Exchanges and broker-dealers estimate expected slippage for large block trades by combining empirical market-microstructure models with real-time order-book information. They treat market impact and execution risk as the main cost drivers, modeling how a large order will move prices as it consumes liquidity. Empirical frameworks developed in academic microstructure research guide these models: Joel Hasbrouck at New York University Stern School of Business and Maureen O'Hara at Cornell University explain how trade size, spread, and order imbalance translate into price responses, while Hendrik Bessembinder at Arizona State University documents realized impact and execution costs in different venues. Exchanges use those insights to convert historical patterns into predictive metrics.
Calculating expected slippage
Practically, the calculation blends three components: expected crossing of the bid-ask spread, temporary price impact as immediate liquidity is taken, and permanent impact reflecting information revealed by the trade.

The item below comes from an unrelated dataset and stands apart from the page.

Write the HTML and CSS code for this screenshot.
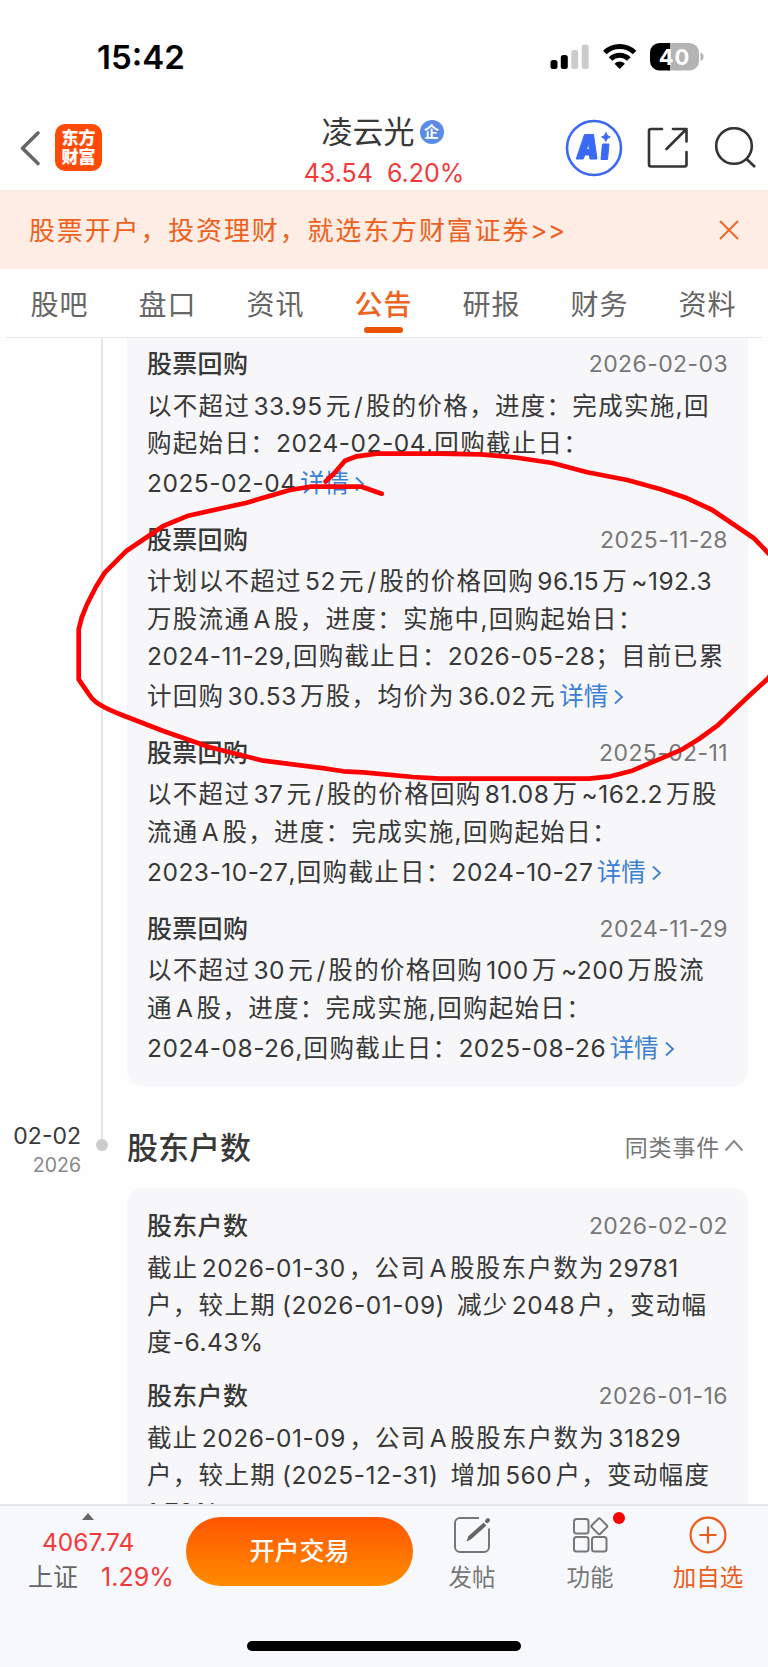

Models often estimate a price impact coefficient, sometimes called Kyle's lambda, and scale it by trade size and recent depth at best price levels. Real-time feeds supply top-of-book depth, aggregated depth across price levels, and short-term volatility; these feed a simulation or analytic model that outputs a distribution of likely execution prices versus a benchmark such as the arrival price or volume-weighted average price. Broker algorithms also run scenario analyses—varying time horizon, slicing strategies, and use of dark pools—to produce expected slippage percentiles.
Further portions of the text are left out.